You and I are constantly bombarded with commercials urging us to have that Pap test or that PSA. Do you want to live? Don’t you want to live to see your grand kids? Every year, there are millions of Americans undergoing pap tests for cancer of the cervix, colonoscopy for colon cancer, chest x-ray for lung cancer and PSA for prostate cancer. It makes sense. If you catch cancers early, you can perhaps stop them in their tract and avoid death. It is just like everything else. Take care of small problems before they become big ones.
Cancer in general fits the category of a small problem that can be prevented from becoming a big one. lt starts as one cell that multiplies and grows. It encroaches on organs. It invades our blood vessels and spreads throughout the body to cause malfunction, suffering, and death.
In its early stage,that is at the begining and for some time, its presence evades our attention. We don’t see or feel it until it reaches a critical size. If we can detect it when it is small, the surgeon can cut it out with the knife or the medical oncologist can administer drug or radiation to exterminate it. And that is why screening seems important.
We undergo screening in order to detect disease before it is big enough to cause pain or other dysfunction in our body. Our technology affords us this opportunity. Our Pap smear displays the abnormal cells before there are enough of them to make the cervix bleed. The Ct scan will unearth any tumor as big as a pin head. The PSA test that the urologist uses to diagnose prostate cancer measures a marker, a chemical that indicates the presence of cancer, in the amount of one millionth of a gram. That is very impressive indeed.
The question of whether we have a Ct scan to detect lung cancer early, or pap smear to pick up cervical cancer in a curable state seems a no brainer.
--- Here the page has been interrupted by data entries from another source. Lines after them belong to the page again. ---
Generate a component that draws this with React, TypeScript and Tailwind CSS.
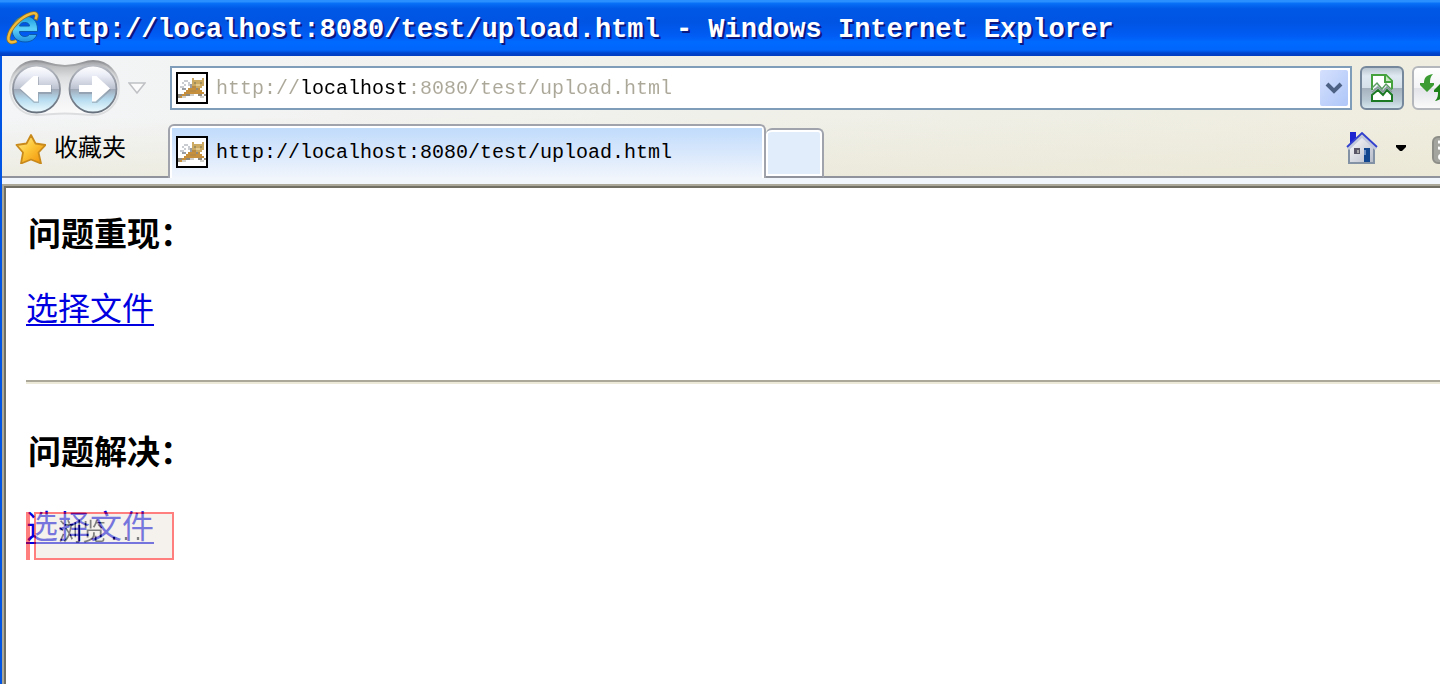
import React from "react";

const PAGE_URL = "http://localhost:8080/test/upload.html";

function ExplorerLogo() {
  return (
    <svg viewBox="6 11 34 34" className="size-[34px] shrink-0" aria-hidden="true">
      <defs>
        <linearGradient id="ie" x1="0" y1="0" x2="0" y2="1">
          <stop offset="0" stopColor="#1597dd" />
          <stop offset="0.5" stopColor="#5cd0fa" />
          <stop offset="1" stopColor="#1d8fe0" />
        </linearGradient>
      </defs>
      <path
        d="M37.500 31.500H19.500c0 3 2 5 5.500 5 2 0 3.500-.8 4.500-2H37c-2 5-6 7.500-12 7.500-8 0-13-5-13-12.500S17 16 25 16s12.500 5.500 12.500 13zM19.500 26h10c-.3-2.500-2-3.500-4.700-3.500s-4.800 1-5.300 3.500z"
        fill="url(#ie)"
        stroke="#0b58ae"
        strokeWidth="1"
        fillRule="evenodd"
      />
      <path
        d="M35.500 20c3-6 .5-8-5-6.200C20.500 17 10 28 8.500 37c-.8 5 3 6.500 8 4"
        fill="none"
        stroke="#8a7230"
        strokeWidth="4"
      />
      <path
        d="M35.500 19c2.500-5 .5-7-5-5.200C20.500 17 10 28 8.500 37c-.8 5 3 6.500 8 4"
        fill="none"
        stroke="#f3bd3c"
        strokeWidth="2.400"
      />
    </svg>
  );
}

function TomcatIcon() {
  return (
    <svg viewBox="0 0 32 32" className="size-8 shrink-0" shapeRendering="crispEdges" aria-hidden="true">
      <rect x="1" y="1" width="30" height="30" fill="#fff" stroke="#000" strokeWidth="2" />
      <path d="M8 8h4v2H8zM6 10h2v2H6zM12 10h2v4h-2zM4 14h4v2H4zM8 12h2v2H8z" fill="#c9ccd0" />
      <path d="M6 16h4v2H6zM14 12h2v4h-2z" fill="#9a9da2" />
      <path d="M16 6h2v2h8V6h2v8h-2v2h-6v-2h-4z" fill="#cdaa62" />
      <path d="M18 10h2v2h-2zM24 10h2v2h-2z" fill="#a08d5c" />
      <path d="M20 12h4v2h-4z" fill="#e2c88c" />
      <path d="M12 16h12v2h2v2h2v2h-4v2h-2v-2h-8v2H8v2H4v-2h2v-2h2v-2h2v-2h2z" fill="#c58f3c" />
      <path d="M16 14h4v2h-4zM14 18h6v2h-6z" fill="#b98a42" />
      <path d="M2 22h4v2H2zM2 24h2v2H2zM10 22h4v2h-4zM22 22h4v2h-4zM28 22h2v2h-2zM20 16h2v2h-2z" fill="#8f8a80" />
      <path d="M6 24h4v2H6zM14 22h4v2h-4zM24 24h4v2h-4z" fill="#d3d1cc" />
    </svg>
  );
}

function BackForward() {
  return (
    <div className="relative h-[58px] w-28 shrink-0">
      <svg viewBox="8 59 112 58" className="block h-[58px] w-28" aria-hidden="true">
        <defs>
          <linearGradient id="well" x1="0" y1="0" x2="0" y2="1">
            <stop offset="0" stopColor="#9c9ea2" />
            <stop offset="0.1" stopColor="#bcbec0" />
            <stop offset="0.3" stopColor="#dddedf" />
            <stop offset="0.6" stopColor="#eff0f1" />
            <stop offset="1" stopColor="#fbfbfc" />
          </linearGradient>
          <linearGradient id="rim" x1="0" y1="0" x2="0" y2="1">
            <stop offset="0" stopColor="#8f9194" />
            <stop offset="0.25" stopColor="#c6c8ca" />
            <stop offset="0.5" stopColor="#e0e1e3" />
            <stop offset="1" stopColor="#dcdddf" />
          </linearGradient>
          <linearGradient id="ball" x1="0" y1="0" x2="0" y2="1">
            <stop offset="0" stopColor="#ffffff" />
            <stop offset="0.2" stopColor="#eceef7" />
            <stop offset="0.49" stopColor="#bdc3d1" />
            <stop offset="0.5" stopColor="#9fa8b6" />
            <stop offset="0.72" stopColor="#b5dbef" />
            <stop offset="1" stopColor="#effcff" />
          </linearGradient>
          <linearGradient id="ring" x1="0" y1="0" x2="0" y2="1">
            <stop offset="0" stopColor="#b8bbc2" />
            <stop offset="0.5" stopColor="#888e99" />
            <stop offset="1" stopColor="#66717d" />
          </linearGradient>
        </defs>
        <path
          d="M36 61c11 0 14 5 29 5s18-5 28-5c15 0 26 12 26 27s-11 27-26 27c-10 0-15-1.500-28-1.500s-18 1.500-29 1.500c-15 0-26-12-26-27s11-27 26-27z"
          fill="url(#well)"
          stroke="url(#rim)"
          strokeWidth="2"
        />
        <circle cx="36.500" cy="89" r="23.500" fill="url(#ball)" stroke="url(#ring)" strokeWidth="1.800" />
        <circle cx="93" cy="89" r="23.500" fill="url(#ball)" stroke="url(#ring)" strokeWidth="1.800" />
        <path d="M20 90l14-13h5v8h13v9H39v9h-5z" fill="#7f8795" opacity=".45" />
        <path d="M20 88.500L33.500 76H38v9h13v7H38v9.500h-3.500z" fill="#fff" />
        <path d="M111 90L97 103h-5v-9H79v-9h13v-8z" fill="#7f8795" opacity=".45" />
        <path d="M110 88.500L96.500 76H92v9H79v7h13v9.500h3.500z" fill="#fff" />
      </svg>
      <button type="button" aria-label="后退" className="absolute top-1 left-1 size-12 rounded-full" />
      <button type="button" aria-label="前进" className="absolute top-1 right-1 size-12 rounded-full" />
    </div>
  );
}

function StarIcon() {
  return (
    <svg viewBox="14 132 32 32" className="size-8 shrink-0" aria-hidden="true">
      <defs>
        <linearGradient id="star" x1="0" y1="0" x2="1" y2="1">
          <stop offset="0" stopColor="#fff0a0" />
          <stop offset="0.45" stopColor="#fdc83a" />
          <stop offset="1" stopColor="#f08a00" />
        </linearGradient>
      </defs>
      <path
        d="M31 135l4.500 8.500 10 1.500-7 7.500 2.500 11-10-4-10 4 2-11-6.500-7.500 10-1.500z"
        fill="url(#star)"
        stroke="#c98a1c"
        strokeWidth="1.800"
        strokeLinejoin="round"
      />
    </svg>
  );
}

function CompatIcon() {
  return (
    <svg viewBox="1371 73 24 30" className="h-[30px] w-6" aria-hidden="true">
      <path d="M1373 91V75h14l6 6v10l-5-6-4 5-5-6z" fill="#fff" />
      <path d="M1373 90V75h14l6 6v8" fill="none" stroke="#45a23c" strokeWidth="2" />
      <path d="M1386 75v7h7" fill="#c8e8c2" stroke="#45a23c" strokeWidth="2" />
      <path d="M1373 88l5-5 5 6 4-5 6 6" fill="none" stroke="#5c9d63" strokeWidth="1.500" />
      <path d="M1373 95l6-5 5 5 4-5 5 5v6h-20z" fill="#fff" stroke="#1c7a25" strokeWidth="2" />
      <path d="M1373 92l6-5 5 5 4-5 5 5" fill="none" stroke="#879a96" strokeWidth="1.500" />
    </svg>
  );
}

function RefreshIcon() {
  return (
    <svg viewBox="1418 73 32 30" className="h-[30px] w-8" aria-hidden="true">
      <path d="M1433 74c-7 1-9 4-9 9h-4v2l7 7 7-7v-2h-4c0-3 0-6 3-9z" fill="#3c9c33" />
      <path d="M1435 101c6-1 8-4 8-9h3v-2l-6-6-6 6v2h4c0 3 0 6-3 9z" fill="#1f8219" />
    </svg>
  );
}

function HomeIcon() {
  return (
    <svg viewBox="1346 132 32 32" className="size-8" aria-hidden="true">
      <defs>
        <linearGradient id="wall" x1="0" y1="0" x2="1" y2="1">
          <stop offset="0" stopColor="#ffffff" />
          <stop offset="1" stopColor="#b5bac8" />
        </linearGradient>
      </defs>
      <path d="M1350 132h6v6l-6 6z" fill="#1c25cf" />
      <path d="M1349 163v-16l13-12 12 12v16z" fill="url(#wall)" stroke="#8492a6" strokeWidth="2" />
      <path d="M1348 149l14-13 14 13" fill="none" stroke="#c3c9dc" strokeWidth="3" />
      <path d="M1347 147l15-14 15 14" fill="none" stroke="#3341cf" strokeWidth="1.800" />
      <path d="M1354 148h6v6h-6z" fill="#5a5868" />
      <path d="M1357 150h2v3h-2z" fill="#aaa" />
      <path d="M1364 148h6v14h-6z" fill="#12478f" />
      <path d="M1364 150h2v5h-2z" fill="#6b8fc4" />
    </svg>
  );
}

function TitleBar() {
  return (
    <header className="flex h-14 items-center gap-1 overflow-hidden bg-[linear-gradient(180deg,#2a8fff_0,#2a8fff_2px,#0872f8_3px,#0058e6_9px,#0054e3_22px,#005cf4_36px,#006aff_42px,#0066fc_50px,#0046cf_53px,#003cc0_56px)] pl-1.5">
      <ExplorerLogo />
      <h1 className="pt-1 font-['Liberation_Mono',monospace] text-[27px] leading-8 font-bold whitespace-nowrap text-white [text-shadow:2px_2px_0_#0a1883]">
        {PAGE_URL} - Windows Internet Explorer
      </h1>
    </header>
  );
}

function AddressRow() {
  return (
    <div className="flex h-16 items-center pl-1.5">
      <BackForward />
      <button type="button" aria-label="最近的页面" className="ml-2 shrink-0">
        <svg viewBox="0 0 18 12" className="h-3 w-[18px]" aria-hidden="true">
          <path d="M1 1h16L9 11z" fill="#fbfbfb" stroke="#bfc1c4" strokeWidth="1.500" />
        </svg>
      </button>
      <form
        onSubmit={(e) => e.preventDefault()}
        className="ml-6 flex h-11 min-w-0 flex-1 items-center border-2 border-[#7f9db9] bg-white pr-0.5 pl-1"
      >
        <TomcatIcon />
        <input
          aria-label="地址"
          defaultValue={PAGE_URL}
          spellCheck={false}
          className="ml-2 h-8 min-w-0 flex-1 bg-[linear-gradient(90deg,#aca899_84px,#000_84px,#000_192px,#aca899_192px)] bg-clip-text font-['Liberation_Mono',monospace] text-[20px] text-transparent outline-none"
        />
        <button
          type="button"
          aria-label="显示地址列表"
          className="flex h-9 w-7 shrink-0 items-center justify-center rounded-xs bg-linear-to-br from-[#d5e0fd] to-[#aec6f8]"
        >
          <svg viewBox="0 0 18 12" className="h-3 w-[18px]" aria-hidden="true">
            <path d="M2 2l7 7 7-7" fill="none" stroke="#4d6185" strokeWidth="4" />
          </svg>
        </button>
      </form>
      <button
        type="button"
        aria-label="兼容性视图"
        className="ml-2 flex size-11 shrink-0 items-center justify-center rounded-md border-2 border-[#76889b] bg-[linear-gradient(180deg,#b9c5d0_0,#dfe9f1_20%,#d5e0e9_49%,#a5b2bd_50%,#b9c9d4_80%,#d6e6ee_100%)]"
      >
        <CompatIcon />
      </button>
      <button
        type="button"
        aria-label="刷新"
        className="-mr-4 ml-2 flex size-11 shrink-0 items-center justify-center rounded-md border-2 border-[#b4b7bb] bg-[linear-gradient(180deg,#ffffff_0,#f4f4f6_49%,#e2e3e8_50%,#fafafa_100%)]"
      >
        <RefreshIcon />
      </button>
    </div>
  );
}

function TabRow() {
  return (
    <div className="flex h-[58px] items-end">
      <div className="flex h-[58px] w-[166px] shrink-0 items-center border-b-2 border-[#90939c] pl-3">
        <button
          type="button"
          className="flex items-center gap-2 font-['Noto_Sans_CJK_SC',sans-serif] text-[24px] leading-8 text-black"
        >
          <StarIcon />
          <span className="pb-1">收藏夹</span>
        </button>
      </div>
      <div className="h-[54px] w-[598px] shrink-0 rounded-t-md border-2 border-b-0 border-[#a0a3ab] bg-white px-0.5 pt-0.5">
        <button
          type="button"
          aria-current="page"
          className="flex h-full w-full items-center gap-2 bg-linear-to-b from-[#c0dbfb] to-[#f1f5fc] pb-0.5 pl-1 font-['Liberation_Mono',monospace] text-[20px] text-black"
        >
          <TomcatIcon />
          <span className="pt-0.5">{PAGE_URL}</span>
        </button>
      </div>
      <button
        type="button"
        aria-label="新选项卡"
        className="h-[50px] w-[58px] shrink-0 rounded-t-md border-2 border-l-0 border-[#a0a3ab] border-b-[#90939c] bg-[#e1edfa] shadow-[inset_0_0_0_2px_#ffffff]"
      />
      <div className="flex h-[58px] min-w-0 flex-1 items-center justify-end overflow-hidden border-b-2 border-[#90939c]">
        <button type="button" aria-label="主页" className="shrink-0">
          <HomeIcon />
        </button>
        <button type="button" aria-label="主页选项" className="ml-4 shrink-0">
          <svg viewBox="0 0 14 8" className="h-2 w-3.5" aria-hidden="true">
            <path d="M2 1h10v2l-4 4H6L2 3z" />
          </svg>
        </button>
        <button type="button" aria-label="源" className="-mr-6 ml-6 shrink-0">
          <svg viewBox="0 0 32 32" className="size-8" aria-hidden="true">
            <rect x="1" y="5" width="28" height="26" rx="5" fill="#a5a59f" stroke="#8e8e88" strokeWidth="2" />
            <circle cx="9" cy="25" r="3" fill="#fff" />
            <path d="M6 16c6 0 11 5 11 11M6 10c10 0 17 7 17 17" fill="none" stroke="#fff" strokeWidth="3" />
          </svg>
        </button>
      </div>
    </div>
  );
}

const headingClass = "pl-0.5 text-[33px] leading-10 font-bold text-black";
const linkClass = "text-[32px] leading-10 text-[#0000e0] underline decoration-2 underline-offset-4";

export default function App() {
  return (
    <div className="flex min-h-screen flex-col overflow-hidden bg-white">
      <TitleBar />
      <div className="flex flex-1 flex-col border-l-2 border-[#0054e3]">
        <div className="bg-[linear-gradient(180deg,transparent_50%,rgba(233,229,208,0.55)_100%),linear-gradient(90deg,#f3f5f7_0%,#f0f0ea_50%,#efeddf_100%)]">
          <AddressRow />
          <TabRow />
        </div>
        <div className="h-1.5 bg-[#f1f5fc]" />
        <div className="flex flex-1 flex-col border-t-2 border-l-2 border-[#aca899]">
          <main className="flex-1 border-t-2 border-l-2 border-[#716f64] bg-white pt-6 pl-5 font-['Noto_Sans_CJK_SC',sans-serif]">
            <h4 className={headingClass}>问题重现：</h4>
            <div className="mt-[34px] flex">
              <a href="#choose" className={linkClass}>
                选择文件
              </a>
            </div>
            <hr className="mt-[54px] h-1 border-t-2 border-b-2 border-t-[#aca899] border-b-[#ece9d8]" />
            <h4 className={`${headingClass} mt-[46px]`}>问题解决：</h4>
            <div className="relative mt-[34px] flex">
              <a href="#choose" className={linkClass}>
                选择文件
              </a>
              <div className="absolute top-2 left-0 flex h-12 gap-1 opacity-50">
                <input aria-label="文件路径" readOnly className="w-1 border-2 border-[#ff0000] bg-white" />
                <button
                  type="button"
                  className="flex w-[140px] items-baseline border-2 border-[#ff0000] bg-[#ece7dc] pl-[22px] text-[24px] leading-8 text-black"
                >
                  浏览<span className="pl-0.5 font-['Liberation_Mono',monospace] text-[20px]">...</span>
                </button>
              </div>
            </div>
          </main>
        </div>
      </div>
    </div>
  );
}
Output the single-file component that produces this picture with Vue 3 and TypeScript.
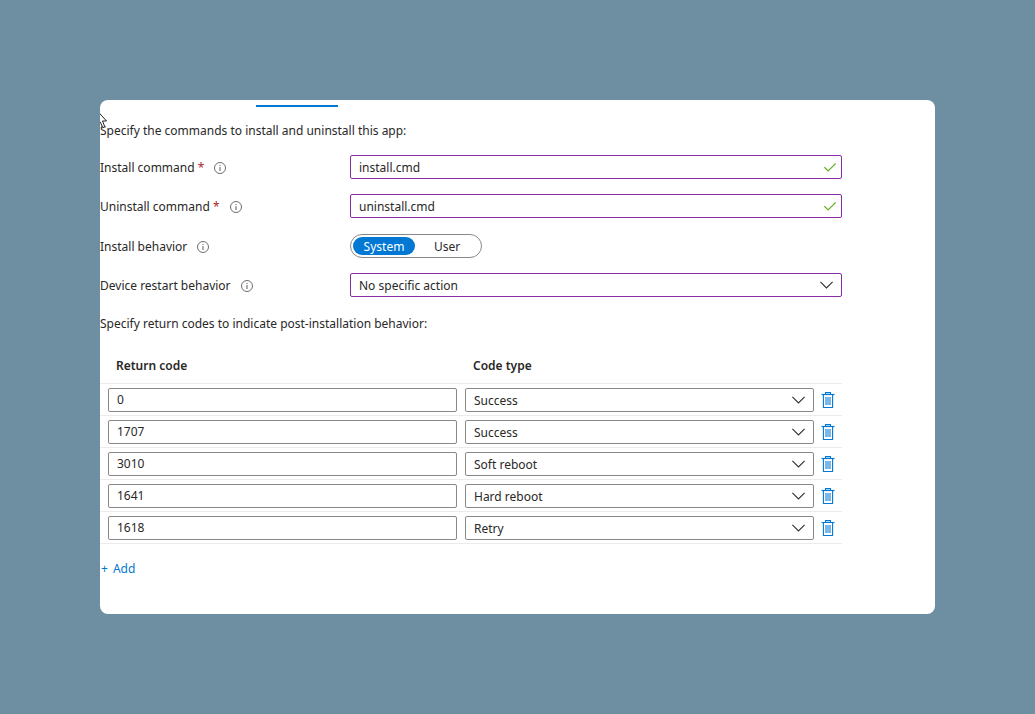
<script setup lang="ts">
import { ref } from 'vue'

interface ReturnCode {
  id: number
  code: string
  type: string
}

const codeTypes = ['Success', 'Soft reboot', 'Hard reboot', 'Retry', 'Failed']
const installCommand = ref('install.cmd')
const uninstallCommand = ref('uninstall.cmd')
const behavior = ref('System')
const restart = ref('No specific action')

const rows = ref<ReturnCode[]>([
  { id: 1, code: '0', type: 'Success' },
  { id: 2, code: '1707', type: 'Success' },
  { id: 3, code: '3010', type: 'Soft reboot' },
  { id: 4, code: '1641', type: 'Hard reboot' },
  { id: 5, code: '1618', type: 'Retry' },
])
let nextId = 6

function addRow() {
  rows.value.push({ id: nextId++, code: '', type: 'Success' })
}

function removeRow(id: number) {
  rows.value = rows.value.filter((row) => row.id !== id)
}
</script>

<template>
  <svg class="symbols" width="0" height="0" aria-hidden="true">
    <symbol id="icon-info" viewBox="0 0 12 12">
      <circle cx="6" cy="6" r="5.5" fill="none" stroke="#605e5c" stroke-width="0.9" />
      <path d="M6 5v4M6 3v1" fill="none" stroke="#605e5c" stroke-width="1" />
    </symbol>
    <symbol id="icon-check" viewBox="0 0 12 9">
      <path d="M0.4 4.2L4.2 8L11.7 0.5" fill="none" stroke="#6bb02a" stroke-width="1.2" />
    </symbol>
    <symbol id="icon-chevron" viewBox="0 0 13 8">
      <path d="M0.4 0.8L6.5 6.9L12.6 0.8" fill="none" stroke="#323130" stroke-width="1.1" />
    </symbol>
    <symbol id="icon-trash" viewBox="0 0 14 16">
      <path d="M4.5 2.5V0.6H9.5V2.5" fill="none" stroke="#0078d4" stroke-width="1.1" />
      <path d="M0.5 2.5H13.5" fill="none" stroke="#0078d4" stroke-width="1.2" />
      <path d="M2.4 2.5V15.5H11.6V2.5" fill="none" stroke="#0078d4" stroke-width="1.1" />
      <rect x="4" y="5" width="6" height="8" fill="#7ab7eb" />
    </symbol>
  </svg>

  <main class="page">
    <section class="card">
      <svg class="pointer" viewBox="0 0 8 17" aria-hidden="true">
        <path d="M-4 -3.5L6.5 8H2.5L4.8 13.8L2.8 14.7L0.4 9.2L-4 13" fill="#fff" stroke="#222" stroke-width="1" />
      </svg>
      <div class="tab-track"><span class="tab-line"></span></div>

      <div class="content">
        <p class="intro">Specify the commands to install and uninstall this app:</p>

        <form class="form" @submit.prevent>
          <div class="field">
            <div class="caption">
              <label for="install">Install command <span class="star">*</span></label>
              <svg class="info" aria-hidden="true"><use href="#icon-info" /></svg>
            </div>
            <div class="control">
              <input id="install" v-model="installCommand" class="box accent" type="text" required />
              <svg class="check" aria-hidden="true"><use href="#icon-check" /></svg>
            </div>
          </div>
          <div class="field">
            <div class="caption">
              <label for="uninstall">Uninstall command <span class="star">*</span></label>
              <svg class="info" aria-hidden="true"><use href="#icon-info" /></svg>
            </div>
            <div class="control">
              <input id="uninstall" v-model="uninstallCommand" class="box accent" type="text" required />
              <svg class="check" aria-hidden="true"><use href="#icon-check" /></svg>
            </div>
          </div>
          <div class="field">
            <div class="caption">
              <span id="behavior-label">Install behavior</span>
              <svg class="info" aria-hidden="true"><use href="#icon-info" /></svg>
            </div>
            <div class="toggle" role="radiogroup" aria-labelledby="behavior-label">
              <label v-for="option in ['System', 'User']" :key="option" class="option">
                <input v-model="behavior" class="radio" type="radio" name="behavior" :value="option" />
                <span class="pill">{{ option }}</span>
              </label>
            </div>
          </div>
          <div class="field">
            <div class="caption">
              <label for="restart">Device restart behavior</label>
              <svg class="info" aria-hidden="true"><use href="#icon-info" /></svg>
            </div>
            <div class="control">
              <select id="restart" v-model="restart" class="box list accent">
                <option>No specific action</option>
              </select>
              <svg class="chevron" aria-hidden="true"><use href="#icon-chevron" /></svg>
            </div>
          </div>
        </form>

        <p class="note">Specify return codes to indicate post-installation behavior:</p>

        <table class="codes">
          <thead>
            <tr>
              <th id="col-code" scope="col">Return code</th>
              <th id="col-type" scope="col">Code type</th>
              <td class="action"></td>
            </tr>
          </thead>
          <tbody>
            <tr v-for="row in rows" :key="row.id">
              <td><input v-model="row.code" class="box code" type="text" aria-labelledby="col-code" /></td>
              <td>
                <div class="control">
                  <select v-model="row.type" class="box list" aria-labelledby="col-type">
                    <option v-for="type in codeTypes" :key="type">{{ type }}</option>
                  </select>
                  <svg class="chevron" aria-hidden="true"><use href="#icon-chevron" /></svg>
                </div>
              </td>
              <td class="action">
                <button class="remove" type="button" aria-label="Delete" @click="removeRow(row.id)">
                  <svg class="trash" aria-hidden="true"><use href="#icon-trash" /></svg>
                </button>
              </td>
            </tr>
          </tbody>
        </table>

        <button class="add" type="button" @click="addRow"><span>+</span><span>Add</span></button>
      </div>
    </section>
  </main>
</template>

<style>
body {
  background: #6e8fa2;
}
</style>

<style scoped>
.symbols {
  position: absolute;
}

.page {
  box-sizing: border-box;
  display: flex;
  min-height: 100vh;
  padding: 100px;
  color: #292827;
  font: 12px/20px "Noto Sans", sans-serif;
}

.card {
  position: relative;
  flex: 1;
  min-width: 0;
  overflow: hidden;
  border-radius: 8px;
  background: #fff;
}

.pointer {
  position: absolute;
  top: 13px;
  left: 0;
  width: 8px;
  height: 17px;
}

.tab-track {
  display: flex;
  padding: 5px 0 0 156px;
}

.tab-line {
  width: 82px;
  height: 2px;
  background: #0078d4;
}

.content {
  padding: 14px 93px 32px 0;
}

.intro,
.note {
  margin: 0;
}

.form {
  display: flex;
  flex-direction: column;
  justify-content: space-between;
  min-height: 142px;
  margin: 14px 0 17px;
}

.field {
  display: grid;
  grid-template-columns: 250px 1fr;
  align-items: center;
  min-height: 24px;
}

.caption {
  display: flex;
  align-items: center;
  gap: 10px;
  padding-top: 2px;
}

.star {
  color: #a4262c;
}

.info {
  width: 12px;
  height: 12px;
}

.control {
  display: grid;
  align-items: center;
}

.control > * {
  grid-area: 1 / 1;
}

.box {
  box-sizing: border-box;
  display: block;
  width: 100%;
  height: 24px;
  margin: 0;
  padding: 0 8px;
  border: 1px solid #8a8886;
  border-radius: 2px;
  outline: none;
  appearance: none;
  background: #fff;
  color: inherit;
  font: inherit;
}

.accent {
  border-color: #8a2da5;
}

.code {
  padding-bottom: 2px;
}

.list {
  padding-top: 2px;
}

.check,
.chevron {
  justify-self: end;
  pointer-events: none;
}

.check {
  width: 12px;
  height: 9px;
  margin-right: 6px;
}

.chevron {
  width: 13px;
  height: 8px;
  margin-right: 9px;
}

.toggle {
  box-sizing: border-box;
  display: flex;
  justify-self: start;
  height: 24px;
  padding: 2px;
  border: 1px solid #8a8886;
  border-radius: 12px;
}

.option {
  display: flex;
  cursor: pointer;
}

.radio {
  width: 0;
  height: 0;
  margin: 0;
  appearance: none;
}

.pill {
  min-width: 62px;
  height: 18px;
  border-radius: 9px;
  line-height: 20px;
  text-align: center;
}

.option + .option .pill {
  min-width: 64px;
}

.radio:checked + .pill {
  background: #0078d4;
  color: #fff;
}

.codes {
  width: 100%;
  margin-top: 14px;
  border-collapse: separate;
  border-spacing: 0;
  table-layout: fixed;
}

.codes th,
.codes td {
  border-bottom: 1px solid #edebe9;
}

.codes th {
  height: 35px;
  padding: 0 0 0 16px;
  font-weight: 600;
  text-align: left;
}

.codes td {
  height: 24px;
  padding: 4px 0 3px 8px;
}

.codes .action {
  width: 21px;
  padding-left: 7px;
}

.remove {
  display: block;
  padding: 0;
  border: 0;
  background: none;
  cursor: pointer;
}

.trash {
  display: block;
  width: 14px;
  height: 16px;
}

.add {
  display: flex;
  gap: 5px;
  margin-top: 15px;
  padding: 0 1px;
  border: 0;
  background: none;
  color: #0078d4;
  font: inherit;
  cursor: pointer;
}
</style>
However we should all be very careful. The use of these tests have downsides. They can undoubtedly save lives. But some of these tests themselves have not been shown to do what they were designed to do. Furthermore, they can lead to a cascade of unnecessary testing with its associated cost, pain, and constant anxiety. Rarely, they can cause death, the very thing they were supposed to prevent or delay.
And why is that? A magazine article mentioned a few months ago the most important discoveries of the last few years. One of them involves the growth of cancer. We have found that some cancers are very aggressive. They multiply very fast and kill us in no time. Others, however, divide very slowly and remain with us all our lives until we are done with by cardiovascular disease. Still, some cancers are successfully detected early by our immune system and are destroyed before they can harm us. The difficulty for us is deciding which of these should be treated.
The experts via the American College of Obstetrician and Gynecologists (ACOG) and the well respected United States Preventive Service Task Force (USPSTF) have analyzed all the existing evidence and have revised the guidelines for cervical cancer screening. Teenagers do not have to undergo smear in order to obtain their Birth control pills from their gynecologists. They can wait until they reach 21 years old and if it’s normal they can have one every three years. At thirty, a woman is recommended to have a pap smear every three to five years depending on whether the testing includes high risk HPV.
Very few cancers will be missed with these new guidelines. These young ladies will be spared the anxiety and all the complications, however rare, associated with screening: infertility, incompetent cervix, preterm labor, and of course expenses.
As for the old physical examination and counseling, there is no change: as needed or every year. More, especially in medicine, is not necessarily better; it has taken us a long time to learn that.